Stanley Cup Live Betting
Live betting has become an increasingly popular part of the sportsbook experience and NHL hockey is no different. BetOnline.ag will offer adjusted moneylines, totals and puck lines throughout the game and between periods. Some sportsbooks will include props such as ‘next team to score’, etc. At one point, live betting was almost exclusively done by ‘sharps’ but now even novice bettors are familiar with it. Many live betting prop bets are derived from fantasy sports so no matter the experience level of a player they tend to pick it up quickly.
Stanley Cup History
The Stanley Cup itself has a unique and fascinating history that dates back to 1892. At the outset, we talked about the tradition of engraving the Stanley Cup and it has grown in size over the years to accommodate all of these names. It was originally a silver bowl donated by the Governor General of Canada, Lord Stanley of Preston. The Stanley Cup has grown in size and stature and now stands over 3 feet tall and weighs over 35 pounds. It was originally awarded to the top amateur hockey team in Canada. In 1915, it became the top prize of professional hockey. It has been awarded every year since 1892 with two exceptions—in 1919 a severe flu epidemic prevented the championship series from being completed, and more recently in 2005 during the NHL lockout.

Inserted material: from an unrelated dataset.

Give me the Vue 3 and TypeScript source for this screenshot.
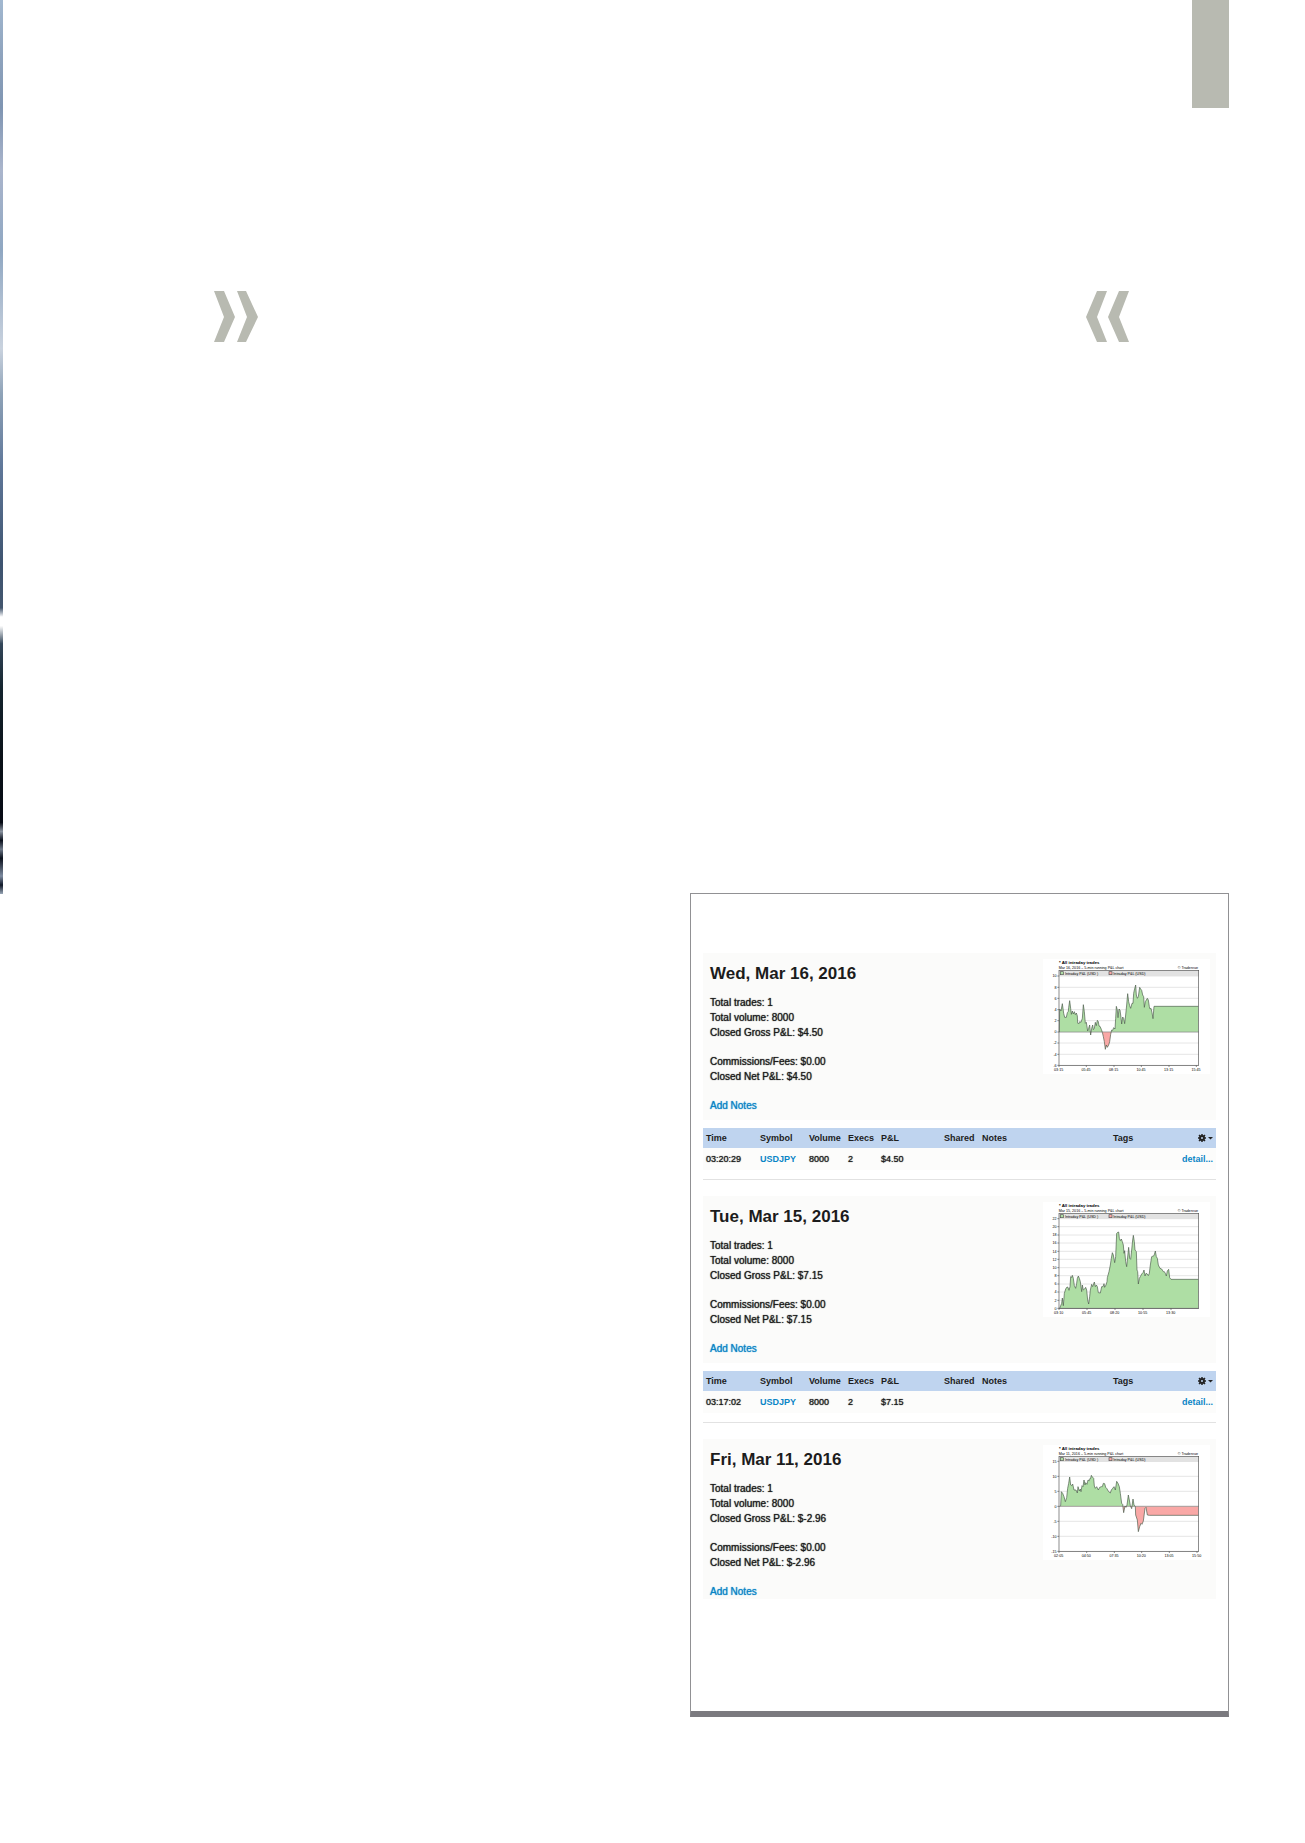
<script setup lang="ts">
interface Tick {
  at: number
  label: string
}

interface Chart {
  id: string
  subtitle: string
  shift: number
  zero: number
  yTicks: Tick[]
  xTicks: Tick[]
  points: string
}

interface Trade {
  time: string
  symbol: string
  volume: number
  execs: number
  pl: string
}

interface Day {
  title: string
  trades: number
  volume: number
  gross: string
  fees: string
  net: string
  chart: Chart
  rows: Trade[]
}

function ticks(labels: string[], start: number, end: number): Tick[] {
  const step = (end - start) / (labels.length - 1)
  return labels.map((label, i) => ({ label, at: Math.round(start + i * step) }))
}

const days: Day[] = [
  {
    title: 'Wed, Mar 16, 2016',
    trades: 1,
    volume: 8000,
    gross: '$4.50',
    fees: '$0.00',
    net: '$4.50',
    chart: {
      id: 'mar16',
      subtitle: 'Mar 16, 2016 – 5-min running P&L chart',
      shift: -24,
      zero: 261,
      yTicks: ticks(['10', '8', '6', '4', '2', '0', '-2', '-4', '-6'], 93, 361),
      xTicks: ticks(['03:15', '05:45', '08:15', '10:45', '13:15', '15:45'], 71, 483),
      points:
        '73,261 74,192 78,198 82,176 86,205 89,217 94,217 97,203 100,199 101,188 104,167 107,190 109,208 112,198 115,207 118,200 121,209 124,204 127,213 128,234 131,237 134,230 138,232 142,220 145,179 148,200 151,235 154,232 158,258 161,250 164,240 167,270 170,250 173,240 175,254 178,250 181,232 184,242 187,226 190,230 192,243 195,244 199,253 202,262 205,275 208,290 211,313 214,300 217,307 221,300 224,290 227,268 230,255 233,256 236,248 240,252 242,220 244,184 247,195 249,218 252,192 255,195 258,218 260,237 263,216 266,220 269,236 272,210 275,180 278,146 281,170 284,182 287,190 291,175 294,175 296,145 298,135 302,120 304,150 307,160 310,155 314,127 317,132 320,136 323,150 326,155 328,187 331,170 334,165 337,160 340,165 343,185 345,192 348,190 351,203 354,221 357,184 490,184',
    },
    rows: [{ time: '03:20:29', symbol: 'USDJPY', volume: 8000, execs: 2, pl: '$4.50' }],
  },
  {
    title: 'Tue, Mar 15, 2016',
    trades: 1,
    volume: 8000,
    gross: '$7.15',
    fees: '$0.00',
    net: '$7.15',
    chart: {
      id: 'mar15',
      subtitle: 'Mar 15, 2016 – 5-min running P&L chart',
      shift: -18,
      zero: 355,
      yTicks: ticks(['22', '20', '18', '16', '14', '12', '10', '8', '6', '4', '2', '0'], 86, 355),
      xTicks: ticks(['03:10', '05:45', '08:20', '10:55', '13:30'], 71, 407),
      points:
        '74,355 80,340 82,324 85,347 88,310 92,297 96,291 99,292 102,301 105,290 107,260 110,262 112,256 115,265 118,287 122,295 125,280 127,265 130,258 133,265 136,275 140,305 142,285 145,300 149,297 152,292 155,300 158,330 161,342 164,320 166,300 170,283 173,290 178,276 181,290 184,285 187,290 190,308 196,309 200,290 204,290 207,281 209,292 213,285 216,275 217,263 222,245 226,225 229,205 232,188 235,195 239,218 242,200 245,130 248,127 251,126 253,145 256,152 259,147 262,155 265,165 267,190 269,182 272,215 275,230 277,210 281,172 284,205 287,208 290,180 293,150 295,136 298,155 300,180 304,185 306,240 308,245 310,282 313,265 316,260 320,252 324,248 327,240 330,258 333,250 337,252 340,257 343,250 346,225 350,200 357,197 361,183 364,200 367,205 370,225 375,235 380,237 385,245 388,245 391,250 394,258 397,243 401,238 404,263 408,268 490,268',
    },
    rows: [{ time: '03:17:02', symbol: 'USDJPY', volume: 8000, execs: 2, pl: '$7.15' }],
  },
  {
    title: 'Fri, Mar 11, 2016',
    trades: 1,
    volume: 8000,
    gross: '$-2.96',
    fees: '$0.00',
    net: '$-2.96',
    chart: {
      id: 'mar11',
      subtitle: 'Mar 11, 2016 – 5-min running P&L chart',
      shift: -12,
      zero: 214,
      yTicks: ticks(['15', '10', '5', '0', '-5', '-10', '-15'], 79, 349),
      xTicks: ticks(['02:05', '04:50', '07:35', '10:20', '13:05', '15:50'], 71, 485),
      points:
        '74,214 77,212 79,170 83,175 87,185 91,200 95,188 98,160 101,145 104,126 107,150 110,152 113,147 117,165 120,165 123,165 127,174 129,155 133,168 136,162 138,170 141,152 144,155 147,135 150,150 152,143 156,148 159,135 163,137 165,130 167,130 169,121 172,126 176,130 178,153 181,160 185,155 190,165 194,157 199,155 202,155 205,145 209,146 212,157 215,160 218,165 221,170 226,174 229,165 233,160 237,155 241,165 245,139 249,145 253,155 256,175 260,205 263,208 266,233 270,213 273,217 276,210 280,180 283,195 286,212 290,221 294,192 297,210 301,215 302,240 307,255 310,290 314,275 318,265 321,268 325,258 330,220 333,217 337,240 343,241 490,241',
    },
    rows: [],
  },
]
</script>

<template>
  <div class="page">
    <div class="photo-edge"></div>
    <main class="sheet">
      <div class="tab-row"><div class="tab"></div></div>

      <div class="quotes">
        <svg width="44" height="51" viewBox="0 0 44 51" aria-hidden="true">
          <path d="M0 0H10L21 26L10 51H0L10 26ZM23 0H32L44 26L32 51H23L33 26Z" />
        </svg>
        <svg width="44" height="51" viewBox="0 0 44 51" aria-hidden="true">
          <path d="M21 0H11L0 26L11 51H21L11 26ZM43 0H33L22 26L33 51H43L33 26Z" />
        </svg>
      </div>

      <div class="columns">
        <section class="panel">
          <article v-for="day in days" :key="day.title" class="day">
            <div class="summary" :class="{ short: !day.rows.length }">
              <div class="facts">
                <h2>{{ day.title }}</h2>
                <p>
                  Total trades: {{ day.trades }}<br />
                  Total volume: {{ day.volume }}<br />
                  Closed Gross P&amp;L: {{ day.gross }}
                </p>
                <p>
                  Commissions/Fees: {{ day.fees }}<br />
                  Closed Net P&amp;L: {{ day.net }}
                </p>
                <p><a href="#">Add Notes</a></p>
              </div>

              <svg class="chart" width="167" height="115" viewBox="24 18 501 345">
                <rect x="24" y="18" width="501" height="345" fill="#fff" />
                <text x="72" y="33" class="c-title">* All intraday trades</text>
                <text x="71" y="47" class="c-text">{{ day.chart.subtitle }}</text>
                <text x="489" y="47" class="c-text" text-anchor="end">© Tradervue</text>
                <g :transform="`translate(0 ${day.chart.shift})`">
                  <clipPath :id="`up-${day.chart.id}`">
                    <rect x="72" y="60" width="420" :height="day.chart.zero - 60" />
                  </clipPath>
                  <clipPath :id="`down-${day.chart.id}`">
                    <rect x="72" :y="day.chart.zero" width="420" height="140" />
                  </clipPath>
                  <line
                    v-for="t in day.chart.yTicks"
                    :key="t.label"
                    x1="72"
                    x2="491"
                    :y1="t.at"
                    :y2="t.at"
                    class="c-grid"
                  />
                  <polygon
                    :points="`${day.chart.points} 490,${day.chart.zero} 73,${day.chart.zero}`"
                    fill="#aedea4"
                    :clip-path="`url(#up-${day.chart.id})`"
                  />
                  <polygon
                    :points="`${day.chart.points} 490,${day.chart.zero} 73,${day.chart.zero}`"
                    fill="#f9a8a6"
                    :clip-path="`url(#down-${day.chart.id})`"
                  />
                  <line x1="72" x2="491" :y1="day.chart.zero" :y2="day.chart.zero" class="c-zero" />
                  <polyline :points="day.chart.points" class="c-curve" />
                  <g v-for="t in day.chart.yTicks" :key="'y' + t.label">
                    <line x1="67" x2="72" :y1="t.at" :y2="t.at" class="c-axis" />
                    <text x="65" :y="t.at + 4" class="c-text" text-anchor="end">{{ t.label }}</text>
                  </g>
                </g>
                <rect x="72" y="52" width="419" height="17" fill="#e2e2e2" />
                <rect x="76" y="56" width="9" height="9" fill="#aedea4" class="c-axis" />
                <text x="90" y="65" class="c-text">Intraday P&amp;L (USD )</text>
                <rect x="222" y="56" width="9" height="9" fill="#f9a8a6" class="c-axis" />
                <text x="235" y="65" class="c-text">Intraday P&amp;L (USD)</text>
                <rect x="72" y="52" width="419" height="285" fill="none" class="c-frame" />
                <g v-for="t in day.chart.xTicks" :key="'x' + t.label">
                  <line :x1="t.at + 1" :x2="t.at + 1" y1="337" y2="342" class="c-axis" />
                  <text :x="t.at" y="354" class="c-text" text-anchor="middle">{{ t.label }}</text>
                </g>
              </svg>
            </div>

            <table v-if="day.rows.length">
              <colgroup>
                <col class="w-time" />
                <col class="w-symbol" />
                <col class="w-volume" />
                <col class="w-execs" />
                <col class="w-pl" />
                <col class="w-shared" />
                <col />
                <col class="w-tags" />
                <col class="w-menu" />
              </colgroup>
              <thead>
                <tr>
                  <th>Time</th>
                  <th>Symbol</th>
                  <th>Volume</th>
                  <th>Execs</th>
                  <th>P&amp;L</th>
                  <th>Shared</th>
                  <th>Notes</th>
                  <th>Tags</th>
                  <th class="end">
                    <button type="button" aria-label="Table options">
                      <svg width="15" height="8" viewBox="0 0 30 16" aria-hidden="true">
                        <circle cx="8" cy="8" r="4" fill="none" stroke="#222" stroke-width="4" />
                        <path
                          d="M8 0V3M8 13V16M0 8H3M13 8H16M2 2L5 5M11 11L14 14M14 2L11 5M5 11L2 14"
                          stroke="#222"
                          stroke-width="3"
                        />
                        <path d="M20 6H30L25 11Z" fill="#222" />
                      </svg>
                    </button>
                  </th>
                </tr>
              </thead>
              <tbody>
                <tr v-for="row in day.rows" :key="row.time">
                  <td>{{ row.time }}</td>
                  <td><a href="#">{{ row.symbol }}</a></td>
                  <td>{{ row.volume }}</td>
                  <td>{{ row.execs }}</td>
                  <td>{{ row.pl }}</td>
                  <td></td>
                  <td></td>
                  <td></td>
                  <td class="end"><a href="#">detail...</a></td>
                </tr>
              </tbody>
            </table>
          </article>
        </section>
      </div>
    </main>
  </div>
</template>

<style>
body {
  margin: 0;
  background: #fff;
}
</style>

<style scoped>
.page {
  display: flex;
  align-items: flex-start;
  font-family: 'Liberation Sans', Arial, sans-serif;
  color: #1c1c1c;
}

.photo-edge {
  flex: 0 0 3px;
  height: 894px;
  background: linear-gradient(
    #a2b8d0 0%,
    #8fa4be 6%,
    #7f95b2 12%,
    #aab5cc 19%,
    #8fa7c2 28%,
    #c9d2de 39%,
    #8fa3b8 44%,
    #60789a 52%,
    #3e5470 63%,
    #43566e 68%,
    #ffffff 69%,
    #ffffff 70%,
    #34475a 72%,
    #14242e 77%,
    #0a1118 85%,
    #060a14 92%,
    #8a93a0 93%,
    #0a101c 94%,
    #6d7888 95%,
    #0a101c 96%,
    #7d8ba0 98%,
    #101828 99%,
    #9aa8b8 100%
  );
}

.sheet {
  flex: 1;
  min-width: 0;
  padding-bottom: 125px;
}

.tab-row {
  display: flex;
  justify-content: flex-end;
  padding-right: 76px;
}

.tab {
  width: 37px;
  height: 108px;
  background: #b8bab1;
}

.quotes {
  display: flex;
  justify-content: space-between;
  margin-top: 183px;
  padding: 0 175px 0 211px;
}

.quotes svg {
  display: block;
  fill: #b8bab1;
}

.columns {
  display: grid;
  grid-template-columns: 687fr 539fr;
  margin-top: 551px;
  padding-right: 76px;
}

.panel {
  grid-column: 2;
  padding: 59px 12px 112px;
  border: 1px solid #919194;
  border-bottom: 6px solid #7b7a7f;
}

.day + .day {
  margin-top: 16px;
}

.summary {
  display: flex;
  justify-content: space-between;
  align-items: flex-start;
  padding: 6px 6px 7px 7px;
  background: #fbfbfa;
}

.summary.short {
  padding-bottom: 0;
}

.facts {
  padding-top: 3px;
}

h2 {
  margin: 0 0 9px;
  font-size: 17px;
  line-height: 24px;
  font-weight: bold;
}

p {
  margin: 0;
  font-size: 10px;
  line-height: 15px;
  text-shadow: 0 0 1px currentColor;
}

p + p {
  margin-top: 14px;
}

a {
  color: #0a84c6;
  text-decoration: none;
}

.chart {
  display: block;
  flex: none;
}

.c-title {
  font-size: 13px;
  font-weight: bold;
}

.c-text {
  font-size: 11px;
}

.c-grid {
  stroke: #d9d9d9;
  stroke-width: 2px;
}

.c-zero {
  stroke: #888;
  stroke-width: 2px;
}

.c-curve {
  fill: none;
  stroke: #4a5a4a;
  stroke-width: 2px;
}

.c-axis,
.c-frame {
  stroke: #555;
  stroke-width: 2px;
}

table {
  width: 100%;
  margin-top: 8px;
  padding-bottom: 9px;
  border-bottom: 1px solid #e2e2e2;
  border-spacing: 0;
  table-layout: fixed;
  font-size: 9px;
  line-height: 12px;
}

th,
td {
  padding: 4px 0 4px 3px;
  text-align: left;
  white-space: nowrap;
}

th {
  background: #bfd4ef;
  font-weight: bold;
}

td {
  padding: 5px 0 5px 3px;
  background: #fcfcfb;
  text-shadow: 0 0 1px currentColor;
}

td a {
  font-weight: bold;
  text-shadow: none;
}

.end {
  padding-left: 0;
  padding-right: 3px;
  text-align: right;
}

button {
  display: block;
  margin-left: auto;
  padding: 0;
  border: 0;
  background: none;
}

button svg {
  display: block;
}

.w-time {
  width: 54px;
}
.w-symbol {
  width: 49px;
}
.w-volume {
  width: 39px;
}
.w-execs {
  width: 33px;
}
.w-pl {
  width: 63px;
}
.w-shared {
  width: 38px;
}
.w-tags {
  width: 66px;
}
.w-menu {
  width: 40px;
}
</style>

The first US team to compete for the Cup was the Portland Rosebuds of the Pacific Coast Hockey Association in 1916, and the first American team to win the Cup was the Seattle Metropolitans the following year. The Montreal Canadiens have won the Cup 24 times, more than any other team. Former Canadiens great Jean Beliveau’s name appears on the Cup more than anyone else—he’s listed 17 times, 10 as a player and 7 as management.